**Exercise details**
Gather up every line that includes the string "React".

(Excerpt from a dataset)
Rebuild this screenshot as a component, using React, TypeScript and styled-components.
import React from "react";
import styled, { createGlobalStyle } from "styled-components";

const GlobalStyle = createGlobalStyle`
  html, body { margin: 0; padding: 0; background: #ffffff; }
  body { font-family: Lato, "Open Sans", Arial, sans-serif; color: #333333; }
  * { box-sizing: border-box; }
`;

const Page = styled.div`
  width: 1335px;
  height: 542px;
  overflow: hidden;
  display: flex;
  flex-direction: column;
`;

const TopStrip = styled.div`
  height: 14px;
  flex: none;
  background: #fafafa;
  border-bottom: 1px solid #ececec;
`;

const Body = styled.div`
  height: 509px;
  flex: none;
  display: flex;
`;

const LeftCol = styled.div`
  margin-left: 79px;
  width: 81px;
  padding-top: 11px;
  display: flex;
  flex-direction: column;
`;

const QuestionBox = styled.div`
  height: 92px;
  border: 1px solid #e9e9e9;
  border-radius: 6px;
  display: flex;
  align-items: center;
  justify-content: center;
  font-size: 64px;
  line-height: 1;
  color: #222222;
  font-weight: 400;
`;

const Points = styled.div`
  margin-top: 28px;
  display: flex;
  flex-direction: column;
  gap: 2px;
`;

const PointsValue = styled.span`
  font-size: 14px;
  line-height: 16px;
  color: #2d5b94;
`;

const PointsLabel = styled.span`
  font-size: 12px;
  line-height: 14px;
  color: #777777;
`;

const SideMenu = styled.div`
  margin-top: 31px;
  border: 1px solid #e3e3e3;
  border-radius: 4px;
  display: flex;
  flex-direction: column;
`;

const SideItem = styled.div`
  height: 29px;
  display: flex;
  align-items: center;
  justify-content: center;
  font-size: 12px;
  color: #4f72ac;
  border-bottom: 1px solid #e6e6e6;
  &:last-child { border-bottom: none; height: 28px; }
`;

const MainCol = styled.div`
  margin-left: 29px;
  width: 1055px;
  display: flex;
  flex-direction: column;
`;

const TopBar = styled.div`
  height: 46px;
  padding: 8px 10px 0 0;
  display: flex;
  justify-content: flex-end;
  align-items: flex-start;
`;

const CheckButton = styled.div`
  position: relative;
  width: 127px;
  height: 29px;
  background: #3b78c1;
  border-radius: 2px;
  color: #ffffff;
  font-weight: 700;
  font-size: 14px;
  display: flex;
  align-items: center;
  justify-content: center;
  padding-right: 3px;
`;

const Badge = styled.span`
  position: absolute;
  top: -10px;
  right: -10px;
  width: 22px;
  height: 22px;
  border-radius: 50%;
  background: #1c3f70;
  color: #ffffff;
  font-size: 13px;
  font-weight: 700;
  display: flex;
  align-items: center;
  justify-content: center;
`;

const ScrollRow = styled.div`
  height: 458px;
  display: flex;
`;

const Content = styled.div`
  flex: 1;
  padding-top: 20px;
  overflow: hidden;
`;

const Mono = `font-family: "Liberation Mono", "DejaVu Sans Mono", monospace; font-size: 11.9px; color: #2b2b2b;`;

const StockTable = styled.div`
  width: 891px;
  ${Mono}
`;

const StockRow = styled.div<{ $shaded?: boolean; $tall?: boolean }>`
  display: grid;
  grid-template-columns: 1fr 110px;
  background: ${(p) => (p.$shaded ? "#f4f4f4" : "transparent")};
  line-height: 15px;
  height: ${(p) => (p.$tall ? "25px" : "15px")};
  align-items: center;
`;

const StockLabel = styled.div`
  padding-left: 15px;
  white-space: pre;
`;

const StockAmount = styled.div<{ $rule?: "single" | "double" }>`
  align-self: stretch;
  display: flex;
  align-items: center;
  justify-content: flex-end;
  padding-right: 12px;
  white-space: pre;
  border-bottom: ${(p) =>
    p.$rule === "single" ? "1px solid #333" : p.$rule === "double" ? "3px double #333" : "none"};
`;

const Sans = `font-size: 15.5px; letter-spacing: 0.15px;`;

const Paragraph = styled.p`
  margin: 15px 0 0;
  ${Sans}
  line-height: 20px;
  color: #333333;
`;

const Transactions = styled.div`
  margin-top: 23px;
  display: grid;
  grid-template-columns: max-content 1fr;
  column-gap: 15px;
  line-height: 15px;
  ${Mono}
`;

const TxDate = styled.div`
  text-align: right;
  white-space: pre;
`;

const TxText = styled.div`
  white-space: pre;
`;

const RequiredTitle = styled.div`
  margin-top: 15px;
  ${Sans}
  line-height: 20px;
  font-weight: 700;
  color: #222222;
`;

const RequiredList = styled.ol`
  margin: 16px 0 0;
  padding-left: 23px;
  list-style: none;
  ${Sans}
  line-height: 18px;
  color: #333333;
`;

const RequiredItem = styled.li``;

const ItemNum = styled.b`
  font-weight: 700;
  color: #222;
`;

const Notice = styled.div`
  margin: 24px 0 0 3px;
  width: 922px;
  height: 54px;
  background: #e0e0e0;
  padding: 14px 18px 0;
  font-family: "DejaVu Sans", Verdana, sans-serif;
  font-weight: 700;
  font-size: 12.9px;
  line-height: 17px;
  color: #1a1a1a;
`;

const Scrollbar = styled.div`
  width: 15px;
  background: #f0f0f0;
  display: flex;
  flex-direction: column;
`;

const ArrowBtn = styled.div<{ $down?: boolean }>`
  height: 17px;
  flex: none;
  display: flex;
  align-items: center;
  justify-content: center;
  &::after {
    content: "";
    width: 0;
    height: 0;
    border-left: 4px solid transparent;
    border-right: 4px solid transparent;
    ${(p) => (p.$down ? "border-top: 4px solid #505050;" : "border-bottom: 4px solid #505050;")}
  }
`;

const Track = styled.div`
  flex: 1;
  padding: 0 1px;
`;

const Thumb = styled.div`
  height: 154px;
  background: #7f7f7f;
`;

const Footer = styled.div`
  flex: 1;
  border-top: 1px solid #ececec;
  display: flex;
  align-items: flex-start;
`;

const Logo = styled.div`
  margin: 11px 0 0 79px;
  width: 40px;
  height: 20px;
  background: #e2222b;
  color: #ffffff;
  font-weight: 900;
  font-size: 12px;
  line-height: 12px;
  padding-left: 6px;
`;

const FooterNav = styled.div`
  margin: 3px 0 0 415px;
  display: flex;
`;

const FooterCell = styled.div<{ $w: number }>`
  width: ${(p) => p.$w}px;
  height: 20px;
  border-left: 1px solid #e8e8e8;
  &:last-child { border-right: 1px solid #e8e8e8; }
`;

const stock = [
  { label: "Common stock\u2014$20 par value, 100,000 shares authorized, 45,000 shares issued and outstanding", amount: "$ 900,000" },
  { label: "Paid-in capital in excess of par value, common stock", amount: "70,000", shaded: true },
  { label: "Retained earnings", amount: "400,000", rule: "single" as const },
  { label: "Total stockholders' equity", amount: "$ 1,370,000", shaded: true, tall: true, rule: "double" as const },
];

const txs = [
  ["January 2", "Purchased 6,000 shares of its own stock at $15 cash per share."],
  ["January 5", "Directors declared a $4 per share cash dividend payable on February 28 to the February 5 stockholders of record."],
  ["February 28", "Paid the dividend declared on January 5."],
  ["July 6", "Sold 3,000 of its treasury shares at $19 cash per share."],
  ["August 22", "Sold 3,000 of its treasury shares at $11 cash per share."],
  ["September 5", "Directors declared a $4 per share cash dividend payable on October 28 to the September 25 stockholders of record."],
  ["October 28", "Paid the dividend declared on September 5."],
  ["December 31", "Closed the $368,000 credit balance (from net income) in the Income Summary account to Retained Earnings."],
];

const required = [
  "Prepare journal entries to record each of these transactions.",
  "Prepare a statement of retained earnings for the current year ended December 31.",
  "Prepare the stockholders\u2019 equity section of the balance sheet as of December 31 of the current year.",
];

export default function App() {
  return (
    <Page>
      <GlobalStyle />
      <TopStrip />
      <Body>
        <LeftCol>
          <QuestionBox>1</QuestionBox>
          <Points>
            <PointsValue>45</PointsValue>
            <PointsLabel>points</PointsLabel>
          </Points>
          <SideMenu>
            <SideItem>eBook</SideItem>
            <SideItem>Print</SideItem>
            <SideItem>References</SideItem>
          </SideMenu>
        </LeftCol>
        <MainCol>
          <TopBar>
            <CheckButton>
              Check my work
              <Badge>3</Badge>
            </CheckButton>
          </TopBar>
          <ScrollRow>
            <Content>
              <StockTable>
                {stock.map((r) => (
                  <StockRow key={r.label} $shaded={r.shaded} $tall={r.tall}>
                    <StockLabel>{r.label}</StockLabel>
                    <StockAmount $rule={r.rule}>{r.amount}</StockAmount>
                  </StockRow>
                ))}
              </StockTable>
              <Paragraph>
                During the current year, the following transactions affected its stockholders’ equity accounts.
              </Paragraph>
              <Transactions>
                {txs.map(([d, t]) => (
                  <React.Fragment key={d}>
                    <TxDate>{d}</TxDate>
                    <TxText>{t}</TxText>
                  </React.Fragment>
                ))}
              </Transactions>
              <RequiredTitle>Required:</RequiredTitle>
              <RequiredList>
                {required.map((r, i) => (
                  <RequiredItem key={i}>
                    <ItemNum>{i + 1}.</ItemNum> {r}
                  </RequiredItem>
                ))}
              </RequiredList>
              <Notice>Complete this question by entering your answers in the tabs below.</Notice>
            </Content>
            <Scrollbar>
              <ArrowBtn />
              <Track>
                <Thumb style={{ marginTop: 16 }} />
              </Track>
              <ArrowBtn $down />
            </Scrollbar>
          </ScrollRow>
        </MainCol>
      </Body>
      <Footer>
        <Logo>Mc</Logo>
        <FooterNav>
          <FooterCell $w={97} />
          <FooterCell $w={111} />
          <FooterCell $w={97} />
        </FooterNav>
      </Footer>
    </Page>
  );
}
...
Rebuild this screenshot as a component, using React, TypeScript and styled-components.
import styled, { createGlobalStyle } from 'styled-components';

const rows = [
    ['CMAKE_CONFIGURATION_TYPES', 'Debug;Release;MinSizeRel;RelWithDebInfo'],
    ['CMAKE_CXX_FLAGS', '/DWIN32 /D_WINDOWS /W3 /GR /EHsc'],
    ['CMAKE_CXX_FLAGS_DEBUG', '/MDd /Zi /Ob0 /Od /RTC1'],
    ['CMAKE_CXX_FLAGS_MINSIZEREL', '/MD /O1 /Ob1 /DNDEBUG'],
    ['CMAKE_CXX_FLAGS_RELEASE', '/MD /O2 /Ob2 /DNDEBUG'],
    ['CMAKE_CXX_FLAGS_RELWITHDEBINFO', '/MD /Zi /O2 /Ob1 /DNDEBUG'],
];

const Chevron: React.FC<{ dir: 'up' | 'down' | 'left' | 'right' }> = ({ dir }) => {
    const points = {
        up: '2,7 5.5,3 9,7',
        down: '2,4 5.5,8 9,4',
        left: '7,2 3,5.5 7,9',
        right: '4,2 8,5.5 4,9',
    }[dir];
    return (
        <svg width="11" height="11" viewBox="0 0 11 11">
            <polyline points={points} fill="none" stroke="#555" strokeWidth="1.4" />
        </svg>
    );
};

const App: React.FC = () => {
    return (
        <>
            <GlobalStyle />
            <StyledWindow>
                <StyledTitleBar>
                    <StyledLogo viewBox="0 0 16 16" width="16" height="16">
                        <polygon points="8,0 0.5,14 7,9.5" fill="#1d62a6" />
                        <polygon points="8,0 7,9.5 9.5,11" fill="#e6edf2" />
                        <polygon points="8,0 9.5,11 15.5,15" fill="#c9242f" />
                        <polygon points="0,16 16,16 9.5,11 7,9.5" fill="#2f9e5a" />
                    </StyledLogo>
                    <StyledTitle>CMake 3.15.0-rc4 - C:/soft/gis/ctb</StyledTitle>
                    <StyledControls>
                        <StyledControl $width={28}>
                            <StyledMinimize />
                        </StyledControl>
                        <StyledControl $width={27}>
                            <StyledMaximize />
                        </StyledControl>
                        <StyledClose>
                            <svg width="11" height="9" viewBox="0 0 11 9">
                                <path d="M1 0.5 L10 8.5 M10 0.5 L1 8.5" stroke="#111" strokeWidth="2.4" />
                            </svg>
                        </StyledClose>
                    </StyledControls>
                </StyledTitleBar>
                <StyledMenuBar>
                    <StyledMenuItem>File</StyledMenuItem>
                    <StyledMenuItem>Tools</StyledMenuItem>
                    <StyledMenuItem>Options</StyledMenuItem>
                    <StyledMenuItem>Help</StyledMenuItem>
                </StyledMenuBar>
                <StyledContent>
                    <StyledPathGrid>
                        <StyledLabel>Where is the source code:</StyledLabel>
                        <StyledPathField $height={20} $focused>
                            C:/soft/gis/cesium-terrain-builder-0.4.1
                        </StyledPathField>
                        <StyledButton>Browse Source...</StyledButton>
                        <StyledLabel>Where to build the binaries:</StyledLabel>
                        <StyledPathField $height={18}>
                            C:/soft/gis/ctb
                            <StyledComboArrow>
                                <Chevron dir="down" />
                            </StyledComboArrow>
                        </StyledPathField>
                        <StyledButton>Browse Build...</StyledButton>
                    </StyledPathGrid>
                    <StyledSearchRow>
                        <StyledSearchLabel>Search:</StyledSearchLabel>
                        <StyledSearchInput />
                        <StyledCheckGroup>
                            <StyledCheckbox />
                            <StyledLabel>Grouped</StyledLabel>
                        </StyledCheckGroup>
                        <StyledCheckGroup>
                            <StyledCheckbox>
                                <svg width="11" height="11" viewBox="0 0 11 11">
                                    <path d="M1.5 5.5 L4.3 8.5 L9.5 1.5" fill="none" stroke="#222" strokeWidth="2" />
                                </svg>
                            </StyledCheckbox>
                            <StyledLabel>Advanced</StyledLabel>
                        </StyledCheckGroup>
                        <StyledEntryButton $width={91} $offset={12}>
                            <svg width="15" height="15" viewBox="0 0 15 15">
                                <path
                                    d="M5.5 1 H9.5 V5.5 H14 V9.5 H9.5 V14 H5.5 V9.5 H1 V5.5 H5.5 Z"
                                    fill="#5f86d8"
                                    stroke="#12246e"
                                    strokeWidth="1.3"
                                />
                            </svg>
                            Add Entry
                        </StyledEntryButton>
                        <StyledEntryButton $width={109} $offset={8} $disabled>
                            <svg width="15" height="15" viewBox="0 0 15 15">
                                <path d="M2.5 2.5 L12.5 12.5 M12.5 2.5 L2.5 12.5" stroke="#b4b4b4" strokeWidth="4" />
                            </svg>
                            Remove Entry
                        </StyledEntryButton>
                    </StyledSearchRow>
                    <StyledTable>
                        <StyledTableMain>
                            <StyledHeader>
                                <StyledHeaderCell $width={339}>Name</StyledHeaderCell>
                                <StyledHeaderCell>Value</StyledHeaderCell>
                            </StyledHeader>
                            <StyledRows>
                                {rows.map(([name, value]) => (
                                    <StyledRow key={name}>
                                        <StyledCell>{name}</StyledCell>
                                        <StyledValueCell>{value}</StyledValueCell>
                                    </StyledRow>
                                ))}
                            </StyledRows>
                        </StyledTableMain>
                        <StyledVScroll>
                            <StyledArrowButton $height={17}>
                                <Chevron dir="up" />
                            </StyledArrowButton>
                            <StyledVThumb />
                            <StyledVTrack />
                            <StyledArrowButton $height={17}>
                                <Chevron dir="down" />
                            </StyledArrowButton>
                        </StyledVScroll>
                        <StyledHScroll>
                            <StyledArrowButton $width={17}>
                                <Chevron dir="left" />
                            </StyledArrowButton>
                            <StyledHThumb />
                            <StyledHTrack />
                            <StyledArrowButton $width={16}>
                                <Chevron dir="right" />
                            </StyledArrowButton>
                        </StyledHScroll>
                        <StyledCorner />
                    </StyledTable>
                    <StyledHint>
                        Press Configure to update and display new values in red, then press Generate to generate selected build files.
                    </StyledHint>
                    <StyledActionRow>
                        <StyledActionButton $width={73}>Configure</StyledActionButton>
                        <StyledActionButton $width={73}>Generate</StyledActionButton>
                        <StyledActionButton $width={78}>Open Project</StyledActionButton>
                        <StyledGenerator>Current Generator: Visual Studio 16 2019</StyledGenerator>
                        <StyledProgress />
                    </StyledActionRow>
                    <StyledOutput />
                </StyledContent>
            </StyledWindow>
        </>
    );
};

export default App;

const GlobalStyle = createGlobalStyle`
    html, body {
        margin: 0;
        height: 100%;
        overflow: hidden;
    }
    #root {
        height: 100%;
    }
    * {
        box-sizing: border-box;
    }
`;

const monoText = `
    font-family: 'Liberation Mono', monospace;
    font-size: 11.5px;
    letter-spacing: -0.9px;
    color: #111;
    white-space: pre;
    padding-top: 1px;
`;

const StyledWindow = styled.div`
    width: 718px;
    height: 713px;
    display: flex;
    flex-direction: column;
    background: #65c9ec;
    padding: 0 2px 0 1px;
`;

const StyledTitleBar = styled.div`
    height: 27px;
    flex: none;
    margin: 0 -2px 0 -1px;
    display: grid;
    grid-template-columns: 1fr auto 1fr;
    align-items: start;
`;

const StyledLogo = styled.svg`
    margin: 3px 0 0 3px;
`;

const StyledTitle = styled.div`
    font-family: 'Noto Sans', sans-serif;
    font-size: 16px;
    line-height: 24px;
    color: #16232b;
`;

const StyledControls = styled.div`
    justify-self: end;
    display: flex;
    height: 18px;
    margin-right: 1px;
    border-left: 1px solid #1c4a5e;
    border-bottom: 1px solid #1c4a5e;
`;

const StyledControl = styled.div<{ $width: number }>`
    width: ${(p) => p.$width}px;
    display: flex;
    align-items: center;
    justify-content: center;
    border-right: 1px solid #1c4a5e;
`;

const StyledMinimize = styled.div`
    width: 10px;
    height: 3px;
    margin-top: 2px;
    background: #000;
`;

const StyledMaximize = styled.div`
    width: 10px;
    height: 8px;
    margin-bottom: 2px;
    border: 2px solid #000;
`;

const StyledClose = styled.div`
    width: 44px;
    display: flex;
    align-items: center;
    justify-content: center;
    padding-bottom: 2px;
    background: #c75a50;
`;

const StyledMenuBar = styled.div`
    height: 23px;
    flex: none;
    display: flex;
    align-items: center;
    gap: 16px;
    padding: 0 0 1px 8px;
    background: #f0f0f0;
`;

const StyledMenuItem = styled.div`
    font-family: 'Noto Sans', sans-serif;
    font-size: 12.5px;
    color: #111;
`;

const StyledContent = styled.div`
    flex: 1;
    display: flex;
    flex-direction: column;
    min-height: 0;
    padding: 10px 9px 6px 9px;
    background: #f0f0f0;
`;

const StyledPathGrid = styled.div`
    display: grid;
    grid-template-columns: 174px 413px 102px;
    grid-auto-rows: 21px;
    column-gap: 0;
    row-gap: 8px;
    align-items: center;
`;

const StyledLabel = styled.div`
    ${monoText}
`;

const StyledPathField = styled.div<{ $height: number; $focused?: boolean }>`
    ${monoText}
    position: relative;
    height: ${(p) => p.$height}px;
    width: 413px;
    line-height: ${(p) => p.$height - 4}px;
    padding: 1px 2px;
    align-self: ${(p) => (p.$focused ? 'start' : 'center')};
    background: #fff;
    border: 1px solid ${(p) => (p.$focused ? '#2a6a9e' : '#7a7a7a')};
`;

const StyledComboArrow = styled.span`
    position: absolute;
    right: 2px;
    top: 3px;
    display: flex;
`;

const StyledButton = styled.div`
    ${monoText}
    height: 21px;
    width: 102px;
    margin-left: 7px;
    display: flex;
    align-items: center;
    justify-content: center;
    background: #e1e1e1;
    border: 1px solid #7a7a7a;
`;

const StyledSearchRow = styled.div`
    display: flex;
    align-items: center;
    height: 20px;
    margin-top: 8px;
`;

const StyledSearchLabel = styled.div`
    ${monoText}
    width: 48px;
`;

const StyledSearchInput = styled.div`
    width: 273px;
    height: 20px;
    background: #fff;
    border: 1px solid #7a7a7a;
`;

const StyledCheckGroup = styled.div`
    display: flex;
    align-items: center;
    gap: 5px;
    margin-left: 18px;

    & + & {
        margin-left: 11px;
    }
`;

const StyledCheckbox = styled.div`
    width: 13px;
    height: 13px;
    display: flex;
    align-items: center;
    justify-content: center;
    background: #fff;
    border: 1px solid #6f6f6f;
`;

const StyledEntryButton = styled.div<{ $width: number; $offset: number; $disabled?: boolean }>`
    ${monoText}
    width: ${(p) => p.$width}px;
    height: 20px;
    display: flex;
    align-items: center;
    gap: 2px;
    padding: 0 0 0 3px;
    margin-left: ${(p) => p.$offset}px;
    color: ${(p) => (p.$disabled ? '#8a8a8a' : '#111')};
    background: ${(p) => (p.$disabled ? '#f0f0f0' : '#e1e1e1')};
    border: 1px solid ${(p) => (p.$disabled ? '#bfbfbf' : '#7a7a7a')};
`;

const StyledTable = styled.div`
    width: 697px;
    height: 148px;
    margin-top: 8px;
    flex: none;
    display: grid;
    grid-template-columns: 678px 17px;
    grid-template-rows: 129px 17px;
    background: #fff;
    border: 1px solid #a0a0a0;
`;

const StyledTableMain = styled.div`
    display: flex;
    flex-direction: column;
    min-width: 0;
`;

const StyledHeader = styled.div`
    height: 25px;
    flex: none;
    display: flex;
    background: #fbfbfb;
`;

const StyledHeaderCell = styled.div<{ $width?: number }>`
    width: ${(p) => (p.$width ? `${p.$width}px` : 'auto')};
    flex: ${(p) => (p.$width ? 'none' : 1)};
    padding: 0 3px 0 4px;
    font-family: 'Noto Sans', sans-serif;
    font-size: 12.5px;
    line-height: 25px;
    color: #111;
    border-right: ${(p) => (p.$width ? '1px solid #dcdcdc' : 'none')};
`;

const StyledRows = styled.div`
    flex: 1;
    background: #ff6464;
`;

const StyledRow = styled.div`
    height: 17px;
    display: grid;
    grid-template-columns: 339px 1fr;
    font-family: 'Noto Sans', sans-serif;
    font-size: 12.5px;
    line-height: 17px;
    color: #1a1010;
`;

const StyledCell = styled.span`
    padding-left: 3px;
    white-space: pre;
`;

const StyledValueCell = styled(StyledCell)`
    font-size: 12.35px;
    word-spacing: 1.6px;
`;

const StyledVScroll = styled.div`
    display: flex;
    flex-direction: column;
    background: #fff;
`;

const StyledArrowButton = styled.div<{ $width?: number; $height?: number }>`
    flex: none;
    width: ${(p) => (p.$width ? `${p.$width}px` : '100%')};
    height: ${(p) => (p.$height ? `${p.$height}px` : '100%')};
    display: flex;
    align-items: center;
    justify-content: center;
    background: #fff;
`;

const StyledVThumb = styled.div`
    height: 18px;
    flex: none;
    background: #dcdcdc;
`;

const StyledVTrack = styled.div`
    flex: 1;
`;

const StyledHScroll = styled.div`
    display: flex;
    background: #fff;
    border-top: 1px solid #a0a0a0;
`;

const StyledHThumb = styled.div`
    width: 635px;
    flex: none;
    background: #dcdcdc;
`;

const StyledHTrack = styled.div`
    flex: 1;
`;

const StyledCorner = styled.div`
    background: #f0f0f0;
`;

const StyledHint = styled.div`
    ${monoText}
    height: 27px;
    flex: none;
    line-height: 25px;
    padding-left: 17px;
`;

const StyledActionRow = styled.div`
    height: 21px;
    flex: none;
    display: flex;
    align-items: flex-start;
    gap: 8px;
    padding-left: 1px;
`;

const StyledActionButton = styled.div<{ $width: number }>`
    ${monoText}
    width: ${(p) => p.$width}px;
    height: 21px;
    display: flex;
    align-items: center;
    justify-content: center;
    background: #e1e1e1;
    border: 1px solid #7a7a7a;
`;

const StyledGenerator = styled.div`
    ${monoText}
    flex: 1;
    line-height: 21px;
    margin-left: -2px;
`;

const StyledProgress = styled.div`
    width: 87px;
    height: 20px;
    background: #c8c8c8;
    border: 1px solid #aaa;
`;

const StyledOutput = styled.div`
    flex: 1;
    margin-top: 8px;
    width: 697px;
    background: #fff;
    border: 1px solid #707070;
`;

**Completed exercise**
Rebuild this screenshot as a component, using React, TypeScript and styled-components.
import React from "react";
                  <React.Fragment key={d}>
                  </React.Fragment>
Rebuild this screenshot as a component, using React, TypeScript and styled-components.
const Chevron: React.FC<{ dir: 'up' | 'down' | 'left' | 'right' }> = ({ dir }) => {
const App: React.FC = () => {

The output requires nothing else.